Director, Commonwealth Policy Center

As the circular firing squad otherwise known as the GOP presidential primary takes it toll, the Kentucky House leadership went nuclear on lesser known politicians of the minority party when they unveiled the new district map last Thursday. Eight Republicans and one Democrat were put into the same districts and will face off in their respective primaries. That means that five Republican incumbents will be ousted, all before a single vote in the general election.  

House Speaker Greg Stumbo (D-Prestonsburg) told the Lexington Herald-Leader that the new district lines are based on population changes and not politics. Right. And the Speaker is also offering for sale a Bridge to Nowhere, which metaphorically is where this kind of politics leads. When several districts are comprised of oddly drawn lines that eliminate so many incumbents of the opposition party, even the politically uninitiated can see the goal is to protect political fiefdoms over the best interests of the citizenry. Note to uninitiated: it’s called gerrymandering and is used to protect incumbents and benefit the party in power.

The Kentucky Constitution requires the legislature to reassess districts every 10 years and to redraw the lines to ensure each are proportional in population.  The House plan passed this test with flying colors. Unfortunately it failed on the “do not carve up counties like a Thanksgiving Turkey” part. The constitution requires districts to remain contiguous and counties to be kept intact as best as possible. The current Democrat plan divides six additional counties while the Republican alternative only splits two; albeit under heavy criticism that it disadvantaged inner-city minorities and a possible violation of federal law.

Practically speaking, the newly devised districts hurt places like Christian County, which has traditionally had two State Representatives. It may end up with only one since Muhlenberg County Rep. Brent Yonts (D-Greenville) will represent nearly one-third of northeast Christian County. Hopkins County Rep. Ben Waide (R-Madisonville) was placed in the same district as Rep. Myron Dossett (R-Pembroke) and if Waide wins in the May primary that leaves John Tilley (D-Hopkinsville) as the lone representative from Christian. Good for the State Democratic party, not so much for the Christian County electorate.

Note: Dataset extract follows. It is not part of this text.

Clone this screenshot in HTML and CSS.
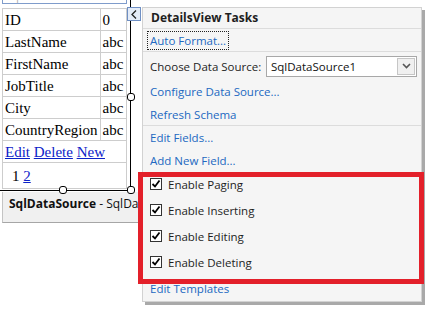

The new map is expected to pass since a long-standing agreement between the House and Senate has allowed each chamber to determine their own legislative districts. Expect the Republican controlled Senate to go nuclear when they release their map this week. Leave it to hyper-partisans to resurrect the old Cold War doctrine of Mutually Assured Destruction.  This kind of political bomb-throwing is largely responsible for turning people off to government involvement and most recently evidenced by the 28 percent voter turnout in last November’s gubernatorial election.

The new districts certainly won’t garner any love between constituents and the powers that be in Frankfort.  In fact, there will likely be a lawsuit over the redrawn districts. Rep. Joe Fischer (R-Fort Thomas) successfully challenged the 1991 redistricting plan because it nearly doubled the number of counties that were needed to be split. The State Supreme Court then ruled that the state Constitution requires redistricting to “divide the fewest possible number of counties.”  

Politicians running for office promise to do what’s best for the people but somewhere between Main Street Kentucky and Frankfort too many politicians begin to ask, “What’s best for my party?”  It should be incumbent upon the incumbents to realize they have a duty to keep communities together; to protect geographical integrity; and to ensure compactness of districts. The people back home depend on their legislators to put their communities above party loyalty.  Mutually Assured Destruction shouldn’t be an option in politics. And hiding out in fallout shelters under the banner of apathy and cynicism shouldn’t be an escape hatch for citizens either. But voters still have veto authority over what their representatives do. Maybe they’ll exercise it at the ballot box this November.

 *This op-ed first appeared in the Kentucky New Era.